ARCO (AFS Remote Command Operator) is a Service Oriented web-based application, whose purpose is to submit remote commands to machines registered by system administrators.

A special mention is deserved to another solution, formed by a set of open, standard tools whose interoperability guarantee a native interface between AFS and the Apache web server.

1. AMACA (AFS Memorize And Check Application)

AMACA is a two-module application whose purpose is to track issues and working statuses over the OpenAFS distributed filesystem, while offering a convenient way to the system administrators in studying and analyzing them.

A simple diagram on how AMACA modules work is represented in the next image 1.

Image 1 - AMACA modules and involved components

1.1 Crawler

The crawler module of AMACA (based on N. Gruener’s AFS APIs) is a Perl application aiming to check the status of every AFS core component. The indexing results are handled by a memorization module, that is responsible to store the history of file system's events in a MySQL backend (making easier to perform subsequent fine-grained data mining operations). Every crawler invocation is differentiated by the others by an unique ID called snapshot. As the crawler can be invoked both directly (i.e.: a user belonging to a certain PTS group explicitly runs it via the web Explorer module) or not (i.e.: its execution is scheduled in the O.S.’s cron), also the database is splitted in two: a “scratch” portion is dedicated to the latter execution kind, so that the administrator can solve problems and see “instantly” what is the effect of his intervention without interfering with the global informations.

1.2 Explorer

The explorer module of AMACA is a web 2.0 compliant application, written in Php with some AJAX elements, providing a comfortable interface to the analysis of the crawling results. The Explorer module provides facilities both for the visualization of “static data” (i.e.: size and number of volumes and partition, sync site, alarms about critical events, …) and interactive queries. The Explorer module is adaptive: every shown data can be shrunk to a particular snapshot/domain in order to focus the attention only on situations detected locally.

2. Authentication APIs

AMACA exposes a set a well-structured interface for the user web authentication over OpenAFS. This API realizes an IPC mechanism with the PAG shell, so that an user can get access to a protected resource simply providing its ENEA-GRID username and password, in a convenient, integrated way. The authentication APIs work atomically (The PAG Shell provides an “user-aware” isolation level for an object -the token- whose existence, otherwise, would be limited to one instance at a time, generating harmful race conditions), and securely (because of the presence of two cryptographic layers: SSL and RSA via mcrypt-lib)

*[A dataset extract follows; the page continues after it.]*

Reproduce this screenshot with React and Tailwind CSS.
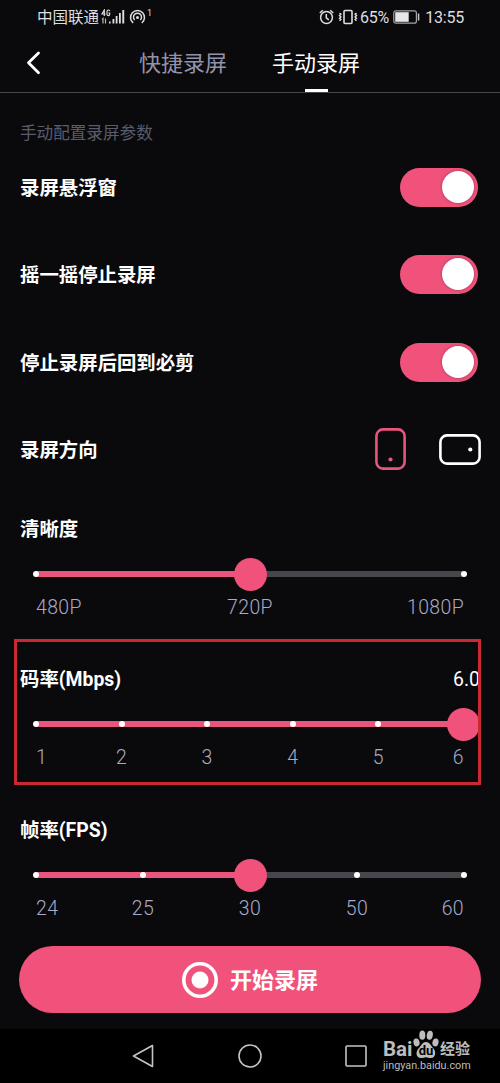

Image 2 - Authentication APIs business diagram

3. ARCO (AFS Remote Command Operator)

ARCO is an application engineered to execute commands on remote machines. Its original purpose foresaw to be fully focused on LSF multicluster, but it became soon a software capable to handle indifferently any remote tool).

Image 3 - Pseudo-UML Use Case diagram

With ARCO (img. 1), an administrator can register the services he wants to deal with, the machines where the services are (simply by loading files in LSF/text format, but we plan to extend the support to other file types), and perform the commands execution in a visual, convenient, secure way. Every task ARCO performs is logged (img. 2) in a MySQL backend (where also the associations machine/service are stored).

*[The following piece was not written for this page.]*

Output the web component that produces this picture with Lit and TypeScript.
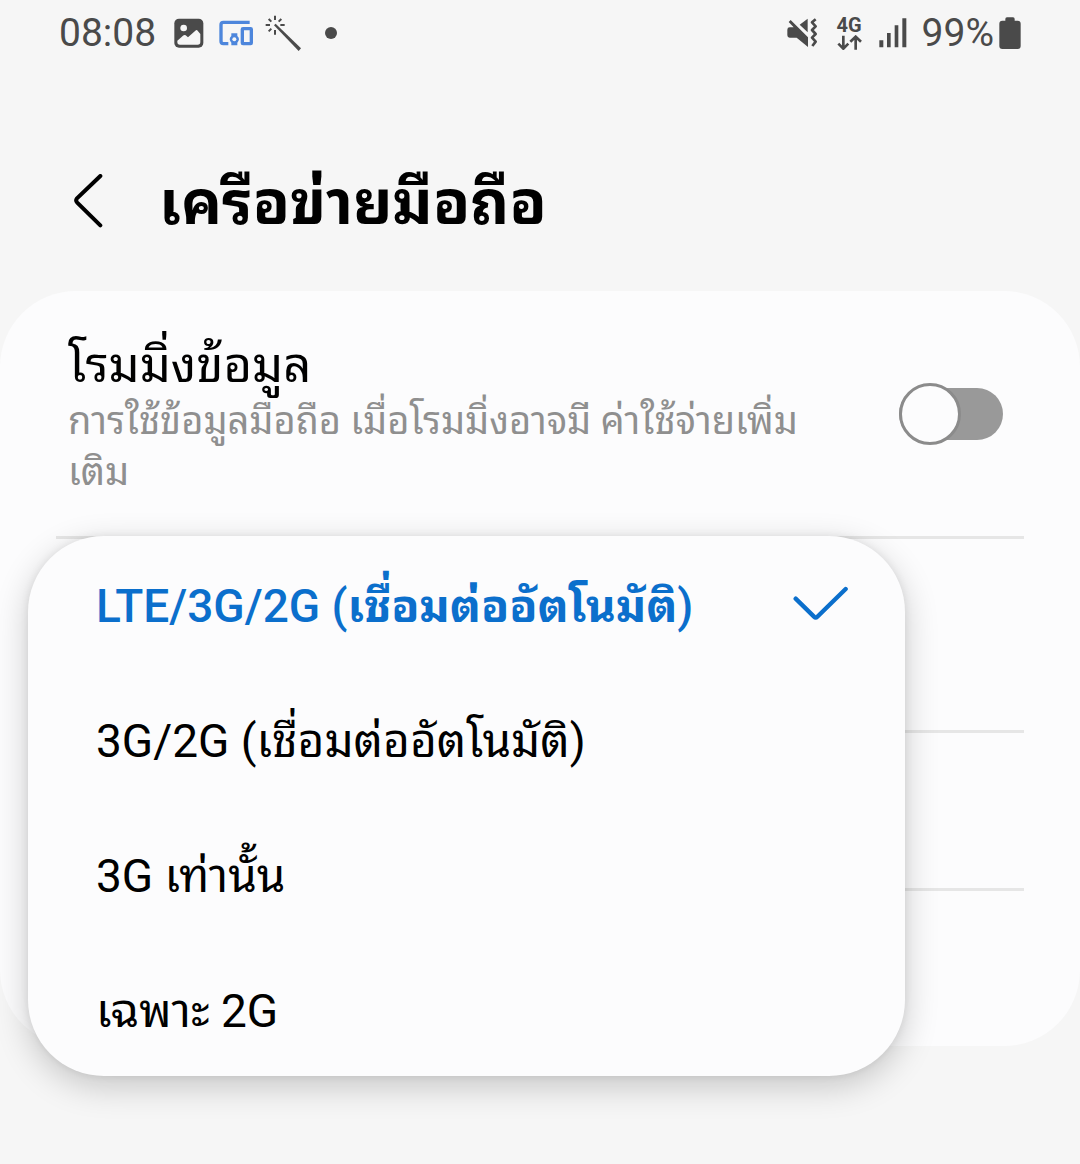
import { LitElement, html, css, nothing } from "lit";
import { customElement, state } from "lit/decorators.js";

const FONT = css`Roboto, "Noto Sans Thai Looped", "Noto Looped Thai", Loma, Garuda, Waree, Umpush, "Noto Sans Thai", "Noto Sans", sans-serif`;

@customElement("status-bar")
class StatusBar extends LitElement {
  static styles = css`
    :host {
      display: flex;
      justify-content: space-between;
      align-items: center;
      height: 66px;
      padding: 0 59px;
      font: 400 39px/48px ${FONT};
      color: #4a4a4a;
    }
    .group {
      display: flex;
      align-items: center;
    }
    .time {
      margin-right: 18px;
    }
    .photo {
      margin-right: 15px;
    }
    .devices {
      margin-right: 12px;
    }
    .wand {
      margin-right: 24px;
    }
    .mute {
      margin-right: 18px;
    }
    .network {
      display: flex;
      flex-direction: column;
      align-items: center;
      gap: 2px;
      margin-right: 17px;
      font: 700 20px/16px ${FONT};
    }
    .signal {
      margin-right: 15px;
    }
    .level {
      margin-right: 5px;
    }
    svg {
      display: block;
      fill: none;
      stroke: currentColor;
    }
    .solid {
      fill: currentColor;
      stroke: none;
    }
    .paper {
      fill: #f6f6f6;
      stroke: none;
    }
    .devices {
      color: #4d86dc;
    }
  `;

  render() {
    return html`
      <div class="group">
        <span class="time">08:08</span>
        <svg class="photo" width="30" height="30" viewBox="0 0 90 90" aria-hidden="true">
          <rect class="solid" x="1" y="2" width="87" height="87" rx="14" />
          <circle class="paper" cx="29" cy="30" r="10" />
          <path class="paper" d="M10 68 27 53q4-4 8-1l7 6 22-20q4-4 7 0l8 10v24q0 8-8 8H18q-8 0-8-8z" />
        </svg>
        <svg class="devices" width="34" height="26" viewBox="505 61 102 78" aria-hidden="true">
          <path d="M597 68H518q-7 0-7 7v50q0 7 7 7h15" stroke-width="10" />
          <rect x="575" y="87" width="27" height="45" stroke-width="10" rx="2" />
          <path class="solid" d="M542 101h18v8q10 9 0 20v8h-18v-8q-10-11 0-20z" />
          <circle class="paper" cx="551" cy="119" r="6" />
        </svg>
        <svg class="wand" width="36" height="36" viewBox="643 45 108 108" aria-hidden="true">
          <path d="M673 47v13M645 75h13M689 75h13M673 90v14M654 57l8 8M692 57l-8 8M654 94l8-8" stroke-width="6" />
          <path class="solid" d="M670 76 675 71 751 145 744 153z" />
        </svg>
        <svg width="12" height="12" viewBox="0 0 12 12" aria-hidden="true">
          <circle class="solid" cx="6" cy="6" r="6" />
        </svg>
      </div>
      <div class="group">
        <svg class="mute" width="31" height="30" viewBox="50 54 93 90" aria-hidden="true">
          <path class="solid" d="M88 74 112 56v41zM58 82H70L55 66 61 60 113 112v29L79 113H58q-7 0-7-7V89q0-7 7-7z" />
          <path d="M136 58 125 67 136 79 125 90 136 102 125 113 136 125 126 138" stroke-width="8" stroke-linejoin="round" />
        </svg>
        <div class="network">
          <span>4G</span>
          <svg width="25" height="15" viewBox="201 103 75 45" aria-hidden="true">
            <path d="M220 105v39M205 129l15 15 15-15M257 147v-39M241 123l16-15 16 15" stroke-width="8" />
          </svg>
        </div>
        <svg class="signal" width="28" height="30" viewBox="326 53 84 90" aria-hidden="true">
          <path class="solid" d="M327 120h12v21h-12zM350 98h11v43h-11zM373 75h11v66h-11zM396 54h12v87h-12z" />
        </svg>
        <span class="level">99%</span>
        <svg width="22" height="32" viewBox="689 51 66 96" aria-hidden="true">
          <path class="solid" d="M708 62v-5q0-5 5-5h18q5 0 5 5v5h9q9 0 9 9v67q0 9-9 9h-46q-9 0-9-9V71q0-9 9-9z" />
        </svg>
      </div>
    `;
  }
}

@customElement("mode-menu")
class ModeMenu extends LitElement {
  @state() private selected = 0;

  private modes = [
    html`LTE/3G/2G (<b>เชื่อมต่ออัตโนมัติ</b>)`,
    html`3G/2G (<b>เชื่อมต่ออัตโนมัติ</b>)`,
    html`3G <b>เท่านั้น</b>`,
    html`<b>เฉพาะ</b> 2G`,
  ];

  static styles = css`
    :host {
      display: block;
      border-radius: 76px;
      background: #fcfcfd;
      box-shadow: 0 10px 34px rgba(0, 0, 0, 0.2), 0 0 8px rgba(0, 0, 0, 0.08);
      overflow: hidden;
    }
    .option {
      display: flex;
      align-items: center;
      justify-content: space-between;
      width: 100%;
      height: 135px;
      margin: 0;
      padding: 0 56px 0 68px;
      border: 0;
      background: none;
      color: #000;
      font: 400 46px/56px ${FONT};
      text-align: left;
    }
    .label {
      padding-top: 4px;
    }
    b {
      font-weight: inherit;
    }
    .selected {
      color: #0b6fcc;
      font-weight: 500;
    }
    .selected b {
      font-weight: 700;
    }
    .check {
      fill: none;
      stroke: currentColor;
    }
  `;

  render() {
    return html`
      <div role="listbox">
        ${this.modes.map(
          (mode, i) => html`
            <button
              class="option ${i === this.selected ? "selected" : ""}"
              role="option"
              aria-selected=${i === this.selected}
              @click=${() => (this.selected = i)}
            >
              <span class="label">${mode}</span>
              ${i === this.selected
                ? html`<svg class="check" width="56" height="36" viewBox="340 197 168 108" aria-hidden="true">
                    <path d="M348 235 403 289q5 5 10 0L498 206" stroke-width="13" stroke-linecap="round" />
                  </svg>`
                : nothing}
            </button>
          `
        )}
      </div>
    `;
  }
}

@customElement("app-root")
class AppRoot extends LitElement {
  static styles = css`
    :host {
      display: block;
      min-height: 100vh;
      background: #f6f6f6;
      color: #000;
      font-family: ${FONT};
    }
    .header {
      display: flex;
      align-items: center;
      gap: 53px;
      height: 225px;
      padding: 45px 74px 0;
      box-sizing: border-box;
    }
    .back {
      display: block;
      padding: 0;
      border: 0;
      background: none;
      color: inherit;
    }
    .back svg {
      display: block;
      fill: none;
      stroke: currentColor;
    }
    .title {
      margin: 0;
      padding-top: 4px;
      font-size: 61px;
      line-height: 80px;
      font-weight: 700;
    }
    .card {
      border-radius: 76px;
      background: #fcfcfd;
    }
    .roaming {
      display: flex;
      align-items: center;
      justify-content: space-between;
      min-height: 245px;
      padding: 0 77px 0 68px;
      box-sizing: border-box;
    }
    .text {
      display: block;
      max-width: 760px;
      padding-top: 6px;
    }
    .name {
      display: block;
      font-size: 49px;
      line-height: 60px;
    }
    .note {
      display: block;
      color: #8f8f8f;
      font-size: 38px;
      line-height: 51px;
    }
    .switch {
      appearance: none;
      display: flex;
      align-items: center;
      flex: none;
      width: 104px;
      height: 62px;
      margin: 0;
      position: relative;
    }
    .switch::before {
      content: "";
      flex: 1;
      height: 52px;
      border-radius: 26px;
      background: #999;
    }
    .switch::after {
      content: "";
      position: absolute;
      left: 0;
      box-sizing: border-box;
      width: 62px;
      height: 62px;
      border: 3px solid #8b8b8b;
      border-radius: 50%;
      background: #fcfcfd;
    }
    .switch:checked::after {
      left: auto;
      right: 0;
    }
    .row::before {
      content: "";
      display: block;
      height: 3px;
      margin: 0 56px;
      background: #e6e6e6;
    }
    .row {
      min-height: 158px;
    }
    .tall {
      position: relative;
      min-height: 194px;
    }
    .menu {
      position: absolute;
      top: 0;
      left: 28px;
      right: 175px;
      z-index: 1;
    }
  `;

  render() {
    return html`
      <status-bar></status-bar>
      <header class="header">
        <button class="back" aria-label="กลับ">
          <svg width="32" height="54" viewBox="73 74 96 162" aria-hidden="true">
            <path d="M152 80 82 147q-5 6 0 12L152 228" stroke-width="12" stroke-linecap="round" />
          </svg>
        </button>
        <h1 class="title">เครือข่ายมือถือ</h1>
      </header>
      <main class="card">
        <div class="roaming">
          <label class="text" for="roaming">
            <span class="name">โรมมิ่งข้อมูล</span>
            <span class="note">การใช้ข้อมูลมือถือ เมื่อโรมมิ่งอาจมี ค่าใช้จ่ายเพิ่มเติม</span>
          </label>
          <input class="switch" id="roaming" type="checkbox" role="switch" />
        </div>
        <div class="row tall">
          <mode-menu class="menu"></mode-menu>
        </div>
        <div class="row"></div>
        <div class="row"></div>
      </main>
    `;
  }
}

Image 4 - ARCO working model

ARCO uses, on the authentication side, the same APIs than AMACA (extended to have a better support on more PTS groups checking)

4. Apache and AFS integration

The work on the integration between the Apache web server and OpenAFS has involved different tasks, referring to three main scenarios:

  1. We want our web server to publish the pages of users, projects and software simply by linking them into the document root to the AFS shared space where they are stored. This task is accomplished by a set of scripts that fill up the web root in an incremental way.

Image 5 - Common scenario

  1. Resources accessible only by selected users or groups (fig. 4). This need can’t be solved by using the authentication APIs (they always need the presence of an index file for the cookie processing, while a user likes to simply share a simple list of resources), and it has to be performed at the Apache level.

Image 6 - Scenario with protected resources

We engineered a patch for the Jan Wolter’s mod_authnz_external apache module (aiming to bypass the built-in apache authentication mechanism, in order to get it tailored on the user needs), so that it could export the current URI’s physical path. The Apache environment is passed to two other software modules, performing the control over the requestor’s membership and mapping the results on the current directory rights.

Image 7 - Working model of the entire system

(Partially solved) issue: slightly increasing response time: the interpreter is called at every step of the directory walking and this results in a little overhead.

  1. Security: the “symlink-aware” structure could be harmful: an incautious user could create links toward sensitive system files without any control. So we had to

•  Force Apache to follow the link only if its owner matches the one of the link’s target (system files are usually owned by root);

•  Fill in the passwd file with the AFS user names, so that it could be possible to chown every linked page to its AFS owner (and allow only root to be accepted when receiving a remote access request via ssh).